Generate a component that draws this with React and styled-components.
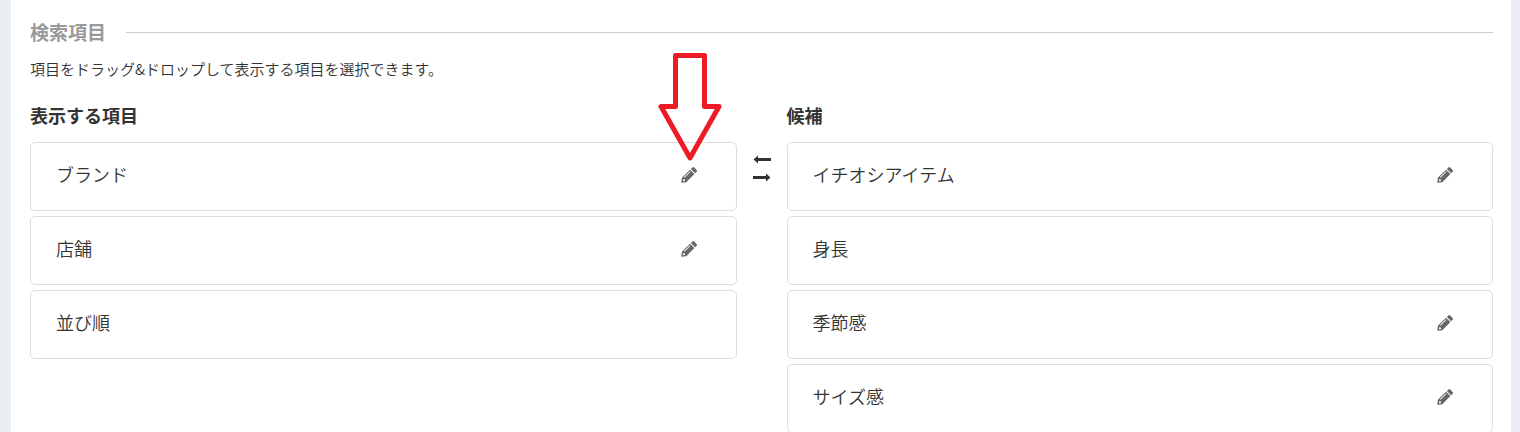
import styled, { createGlobalStyle } from "styled-components";

const displayed = [
  { name: "ブランド", editable: true, marked: true },
  { name: "店舗", editable: true },
  { name: "並び順" },
];

const candidates = [
  { name: "イチオシアイテム", editable: true },
  { name: "身長" },
  { name: "季節感", editable: true },
  { name: "サイズ感", editable: true },
];

function FieldList({ id, title, fields }) {
  return (
    <Column aria-labelledby={id}>
      <ColumnTitle id={id}>{title}</ColumnTitle>
      <List>
        {fields.map((field) => (
          <Item key={field.name} draggable>
            {field.name}
            {field.editable && (
              <EditButton type="button" aria-label={`${field.name}を編集`}>
                <Pencil />
                {field.marked && <Pointer />}
              </EditButton>
            )}
          </Item>
        ))}
      </List>
    </Column>
  );
}

function Pencil() {
  return (
    <svg width="16" height="16" viewBox="0 0 16 16" fill="currentColor">
      <path d="M9.9 2 11.4.5q.9-.9 1.800 0l2.400 2.400q.9.9 0 1.800L14.100 6.200z" />
      <path
        fillRule="evenodd"
        d="M9 2.700 13.400 7.100 5.300 15.200.3 15.800.9 10.800zM8.900 4.200 3 10.100l.6.6L9.500 4.800zM2.200 12l-.3 2.200 2.100-.3v-1.300H2.800z"
      />
    </svg>
  );
}

function Pointer() {
  return (
    <PointerSvg width="64" height="110" viewBox="0 0 64 110" aria-hidden="true">
      <path d="M17.5 3.5h29v51H61L32 106 3 54.5h14.5z" />
    </PointerSvg>
  );
}

function App() {
  return (
    <>
      <GlobalStyle />
      <Page>
        <Panel>
          <Heading>検索項目</Heading>
          <Desc>項目をドラッグ&amp;ドロップして表示する項目を選択できます。</Desc>
          <Columns>
            <FieldList id="displayed" title="表示する項目" fields={displayed} />
            <Exchange aria-hidden="true">
              <svg width="18" height="9" viewBox="0 0 18 9">
                <path d="M.5 4.500 5 .5v2.500h13v3H5v2.500z" />
              </svg>
              <svg width="18" height="9" viewBox="0 0 18 9">
                <path d="M17.500 4.500 13 .5v2.500H0v3h13v2.500z" />
              </svg>
            </Exchange>
            <FieldList id="candidates" title="候補" fields={candidates} />
          </Columns>
        </Panel>
      </Page>
    </>
  );
}

const GlobalStyle = createGlobalStyle`
  * {
    box-sizing: border-box;
  }

  body {
    margin: 0;
    background-color: #ebeff4;
    color: #333;
    font-family: "Noto Sans CJK JP", sans-serif;
    font-weight: 350;
  }
`;

const Page = styled.div`
  height: 100vh;
  padding: 0 9px 0 11px;
  overflow: hidden;
`;

const Panel = styled.main`
  min-height: 100%;
  padding: 17px 18px 0 19px;
  background-color: white;
`;

const Heading = styled.h2`
  display: flex;
  align-items: center;
  gap: 20px;
  margin: 0;
  color: #999;
  font-size: 19px;
  font-weight: 700;
  line-height: 30px;

  &::after {
    content: "";
    flex: 1;
    height: 1px;
    background-color: #ccc;
  }
`;

const Desc = styled.p`
  margin: 11px 0 22px;
  font-size: 15px;
  line-height: 22px;
`;

const Columns = styled.div`
  display: grid;
  grid-template-columns: 1fr 50px 1fr;
`;

const Column = styled.section`
  min-width: 0;
`;

const ColumnTitle = styled.h3`
  margin: 0 0 14px;
  font-size: 18px;
  font-weight: 700;
  line-height: 26px;
`;

const List = styled.ul`
  display: flex;
  flex-direction: column;
  gap: 5px;
  margin: 0;
  padding: 0;
  list-style: none;
`;

const Item = styled.li`
  display: flex;
  align-items: center;
  justify-content: space-between;
  padding: 18px 39px 23px 25px;
  border: 1px solid #ddd;
  border-radius: 5px;
  background-color: white;
  font-size: 18px;
  line-height: 26px;
  cursor: move;
`;

const EditButton = styled.button`
  position: relative;
  display: flex;
  padding: 2px 0 0;
  border: none;
  background: none;
  color: #666;
  cursor: pointer;
`;

const PointerSvg = styled.svg`
  position: absolute;
  bottom: 100%;
  left: 50%;
  margin: 0 0 3px -31px;
  fill: none;
  stroke: #ed1c24;
  stroke-width: 5;
  stroke-linejoin: round;
  pointer-events: none;
`;

const Exchange = styled.div`
  display: flex;
  flex-direction: column;
  align-items: center;
  gap: 9px;
  padding-top: 53px;
  fill: #333;
`;

export default App;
• • • •
## WHAT THE TASK ASKS
Report only how many lines in the listing contain the string "components".

## RESULT FOR THIS TASK
2